We talked a lot about distributions and how to describe, summarize and represent them, now it is time to put more into practice by comparing the multiple sets of data. Comparing sets of histograms and boxplots, the above information would come alive to you.
Comparing Groups with Histograms
Records are kept by each state in the United States on the number of pupils enrolled in public schools and the number of teachers employed by public schools for each school year. From these records, the ratio of the number of pupils to the number of teachers (P-T ratio) can be calculated for each state. The histograms below show the P-T ratio for every state during the 2001–2002 school year. The histogram on the left displays the ratios for the 24 states that are west of the Mississippi River, and the histogram on the right displays the ratios for the 26 states that are east of the Mississippi River.

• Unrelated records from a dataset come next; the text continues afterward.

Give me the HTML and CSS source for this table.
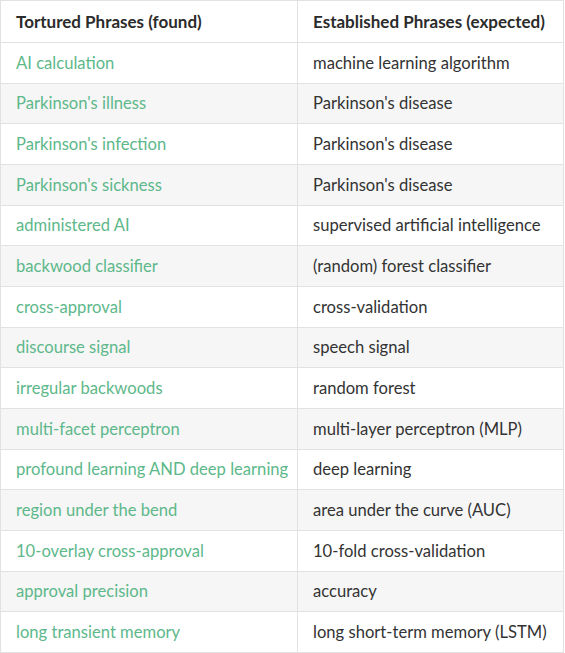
FILE: index.html
```html
<!DOCTYPE html>
<html>
<head>
<meta charset="utf-8">
<link rel="stylesheet" href="styles.css">
</head>
<body>
<table class="phrases">
  <thead>
    <tr><th>Tortured Phrases (found)</th><th>Established Phrases (expected)</th></tr>
  </thead>
  <tbody>
    <tr><td class="found">AI calculation</td><td>machine learning algorithm</td></tr>
    <tr><td class="found">Parkinson's illness</td><td>Parkinson's disease</td></tr>
    <tr><td class="found">Parkinson's infection</td><td>Parkinson's disease</td></tr>
    <tr><td class="found">Parkinson's sickness</td><td>Parkinson's disease</td></tr>
    <tr><td class="found">administered AI</td><td>supervised artificial intelligence</td></tr>
    <tr><td class="found">backwood classifier</td><td>(random) forest classifier</td></tr>
    <tr><td class="found">cross-approval</td><td>cross-validation</td></tr>
    <tr><td class="found">discourse signal</td><td>speech signal</td></tr>
    <tr><td class="found">irregular backwoods</td><td>random forest</td></tr>
    <tr><td class="found">multi-facet perceptron</td><td>multi-layer perceptron (MLP)</td></tr>
    <tr><td class="found">profound learning AND deep learning</td><td>deep learning</td></tr>
    <tr><td class="found">region under the bend</td><td>area under the curve (AUC)</td></tr>
    <tr><td class="found">10-overlay cross-approval</td><td>10-fold cross-validation</td></tr>
    <tr><td class="found">approval precision</td><td>accuracy</td></tr>
    <tr><td class="found">long transient memory</td><td>long short-term memory (LSTM)</td></tr>
  </tbody>
</table>
</body>
</html>
```
FILE: styles.css
```css
html, body { margin: 0; padding: 0; background: #fff; }
body { font-family: Lato, "Liberation Sans", sans-serif; font-size: 16.6px; color: #333; }
.phrases { border-collapse: collapse; width: 564px; table-layout: fixed; }
.phrases th, .phrases td {
  border: 1px solid #e2e2e2;
  height: 40.67px;
  padding: 0 0 0 15px;
  text-align: left;
  box-sizing: border-box;
  white-space: nowrap;
}
.phrases th:first-child, .phrases td:first-child { width: 297px; }
.phrases th { font-weight: 700; color: #2b2b2b; height: 42px; font-size: 17px; }
.phrases tbody tr:nth-child(even) { background: #f6f6f6; }
.phrases .found { color: #5db88a; }
```
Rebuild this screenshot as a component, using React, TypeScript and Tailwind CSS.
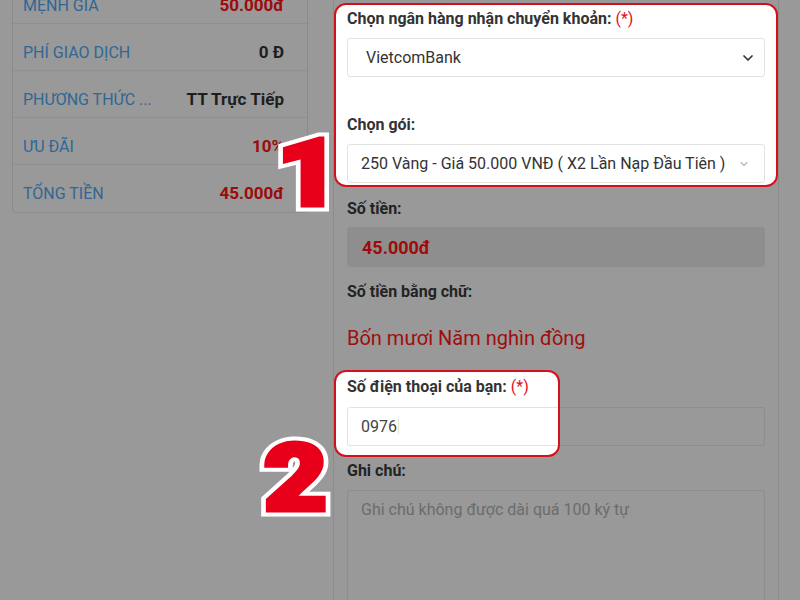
import { ChevronDown } from 'lucide-react';

const rows = [
  { label: 'MỆNH GIÁ', value: '50.000đ', red: true },
  { label: 'PHÍ GIAO DỊCH', value: '0 Đ', red: false },
  { label: 'PHƯƠNG THỨC ...', value: 'TT Trực Tiếp', red: false },
  { label: 'ƯU ĐÃI', value: '10%', red: true },
  { label: 'TỔNG TIỀN', value: '45.000đ', red: true },
];

function Label({ text, required, dim }: { text: string; required?: boolean; dim?: boolean }) {
  return (
    <div className={`h-[20px] text-[16px] leading-[20px] font-bold whitespace-nowrap ${dim ? 'text-[#232323]' : 'text-[#333]'}`}>
      {text}
      {required && <span className="font-normal text-[#e3101c]"> (*)</span>}
    </div>
  );
}

// red digit with a white outline, drawn as two stacked text layers
function BigNumber({ n, className }: { n: string; className: string }) {
  const base = "font-['Roboto',sans-serif] text-[93px] leading-none font-black";
  return (
    <div className={`absolute origin-left scale-x-[1.17] ${className}`}>
      <span className={`${base} block text-white [-webkit-text-stroke:13px_white] [paint-order:stroke_fill]`}>{n}</span>
      <span className={`${base} absolute left-0 top-0 text-[#e8001b] [-webkit-text-stroke:5px_#e8001b] [paint-order:stroke_fill]`}>
        {n}
      </span>
    </div>
  );
}

export default function App() {
  return (
    <div className="relative w-[800px] h-[600px] overflow-hidden bg-[#999999] flex font-['Roboto',sans-serif]">
      {/* order summary */}
      <div className="w-[308px] pl-[12px] shrink-0">
        <div className="-mt-[24px] border border-[#8c8c8c] rounded-[4px]">
          {rows.map((r, i) => (
            <div
              key={r.label}
              className={`h-[47px] flex items-center justify-between gap-3 pl-[10px] pr-[23px] pt-[11px] ${
                i < rows.length - 1 ? 'border-b border-[#8f8f8f]' : ''
              }`}
            >
              <span className="text-[16px] text-[#306795] whitespace-nowrap">{r.label}</span>
              <span className={`text-[17px] font-bold whitespace-nowrap ${r.red ? 'text-[#9c0a0a]' : 'text-[#1e1e1e]'}`}>
                {r.value}
              </span>
            </div>
          ))}
        </div>
      </div>

      {/* form */}
      <div className="ml-[25px] w-[446px] shrink-0 border-x border-[#8c8c8c] pt-[3px]">
        <div className="rounded-[12px] border-2 border-[#d3111d] bg-white px-[11px] pt-[4px] pb-[2px]">
          <Label text="Chọn ngân hàng nhận chuyển khoản:" required />
          <div className="mt-[9px] h-[39px] rounded-[3px] border border-[#e2e2e2] flex items-center justify-between pl-[18px] pr-[8px] text-[16px] text-[#333]">
            <span>VietcomBank</span>
            <ChevronDown size={16} strokeWidth={2.6} className="text-[#333]" />
          </div>
          <div className="mt-[38px]">
            <Label text="Chọn gói:" />
          </div>
          <div className="mt-[9px] h-[39px] rounded-[3px] border border-[#e2e2e2] flex items-center justify-between pl-[13px] pr-[14px] text-[16px] text-[#333]">
            <span>250 Vàng - Giá 50.000 VNĐ ( X2 Lần Nạp Đầu Tiên )</span>
            <ChevronDown size={12} strokeWidth={2.4} className="text-[#b8b8b8]" />
          </div>
        </div>

        <div className="px-[13px]">
          <div className="mt-[12px]">
            <Label text="Số tiền:" dim />
          </div>
          <div className="mt-[8px] h-[40px] rounded-[3px] border border-[#8d8d8d] bg-[#8e8e8e] flex items-center pl-[14px] text-[18px] font-bold text-[#a00a0a]">
            45.000đ
          </div>
          <div className="mt-[15px]">
            <Label text="Số tiền bằng chữ:" dim />
          </div>
          <div className="mt-[22px] h-[28px] text-[20px] leading-[28px] text-[#a00d0d]">Bốn mươi Năm nghìn đồng</div>

          <div className="relative mt-[25px]">
            <Label text="Số điện thoại của bạn:" required dim />
            <div className="mt-[10px] h-[39px] rounded-[3px] border border-[#8d8d8d]" />

            <div className="absolute -left-[13px] -top-[7px] w-[226px] h-[87px] rounded-[12px] border-2 border-[#d3111d] bg-white overflow-hidden pl-[11px] pt-[5px]">
              <Label text="Số điện thoại của bạn:" required />
              <div className="mt-[10px] w-[417px] h-[39px] rounded-[3px] border border-[#e2e2e2] flex items-center pl-[13px] text-[16px] text-[#444]">
                0976<span className="ml-[1px] w-px h-[15px] bg-[#ece3cc]" />
              </div>
            </div>
          </div>

          <div className="mt-[15px]">
            <Label text="Ghi chú:" dim />
          </div>
          <div className="mt-[9px] h-[160px] rounded-[3px] border border-[#8d8d8d] pl-[13px] pt-[7px] text-[16px] leading-[24px] text-[#6c6c6c]">
            Ghi chú không được dài quá 100 ký tự
          </div>
        </div>
      </div>

      <BigNumber n="1" className="left-[277px] top-[127px]" />
      <BigNumber n="2" className="left-[264px] top-[432px]" />
    </div>
  );
}
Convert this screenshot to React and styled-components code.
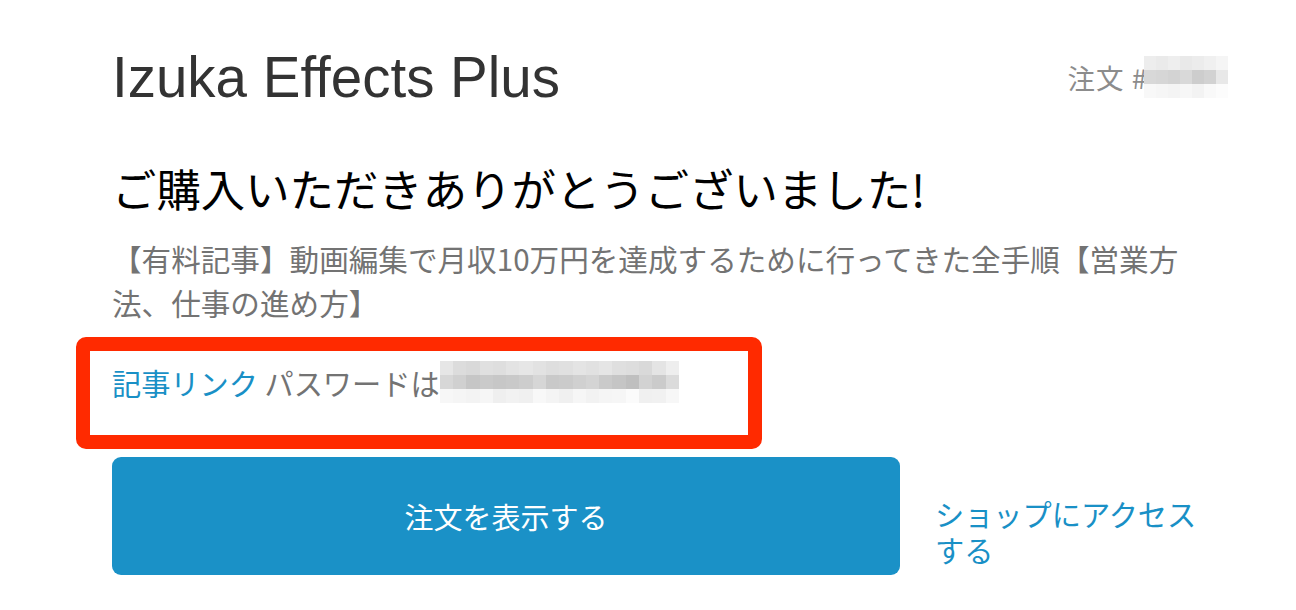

Source: The College Board AP Classroom
The question asks us to estimate the median ( not to compute but estimate). For states west of the Mississippi (n = 24), n/2, the median falls between the 12th and 13th value in the ordered list, and both the 12th and 13th values fall in the interval 15–16. For states east of the Mississippi (n = 26) the median falls between the 13th and 14th value in the ordered list, and both of these values also fall in the interval 15–16. So both groups have median at least 15 or at most 16 students per teacher.
b. Write a few sentences comparing the distributions of P-T ratios for states in the two groups (west and east) during the 2001–2002 school year.
Here you apply the three things about the distribution: shape, center and spread one by one. Always start with shape first. The shapes of the two histograms look different. The histogram for West is unimodal and skewed to the right, whereas the histogram East is unimodal and nearly symmetric.
For the center we already found in part (a), that the medians of the two distributions are about the same, between 15 and 16 for both distributions.
And last report the spread. Look at how the values are scattered or concentrated next to its center on the distributions. The histograms show that West values vary more than in East.. Although the data are grouped but we still can approximate the range. The range for the west is at most 22 – 12 = 10, and the range for the east is at most 19 –12 = 7. The east has less variability compared to the West.
c. Using your answers in parts (a) and (b), explain how you think the mean P-T ratio during the 2001–2002 school year will compare for the two groups (west and east).
The two histograms have different shapes. Since West is skewed to the right , the mean will be higher and greater than the median. The highest number on the right tail will affect the mean number. For East, since it is fairly symmetric, the mean will be close to the median. To compare the two groups, we can conclude that the mean for the west group will probably be greater than the mean for the east group.
Comparing Groups with Boxplots
Basketball visualization - Investigative Task
A team of psychologists studied the concept of visualization in basketball, where players visualize making a basket before shooting the ball. They conducted an experiment in which 20 basketball players with similar abilities were randomly assigned to two groups. The 10 players in group 1 received visualization training, and the 10 players in group 2 did not.
Each player stood 22 feet from the basket at the same location on the basketball court. Each player was then instructed to attempt to make the basket until two consecutive baskets were made. The players who received visualization training were instructed to use visualization techniques before attempting to make the basket. The total number of attempts, including the last two attempts, were recorded for each player.
The total number of attempts for each of the 20 players are summarized in the following boxplots.
Source: The College Board
We have two groups, with 10 basketball players randomly assigned to each group. We learn from the question that group 1 received visualization training but group 2. There are a few things here we can compare to find the answer to the question. We can see both groups have the same minimum attempts, and all other measures are different. 25 % of the time the group 1 made the basket in 3 trials but group 2 in 4 trials. Look at the median. The median is much lower for group 1 than for group 2. Group 1 has an outlier, which is still less than the maximum of group 2. We can see that the training had an impact on group 1, as all the 5 summary measures are less than from group 2. But we are not asked to generalize this finding yet.
Finally, to answer the question it is good enough only to report the median. Because the median number of attempts for players who received visualization training (4) is less than the median number of attempts for players who did not receive training (7), those who received visualization training tend to need fewer attempts to make two consecutive baskets.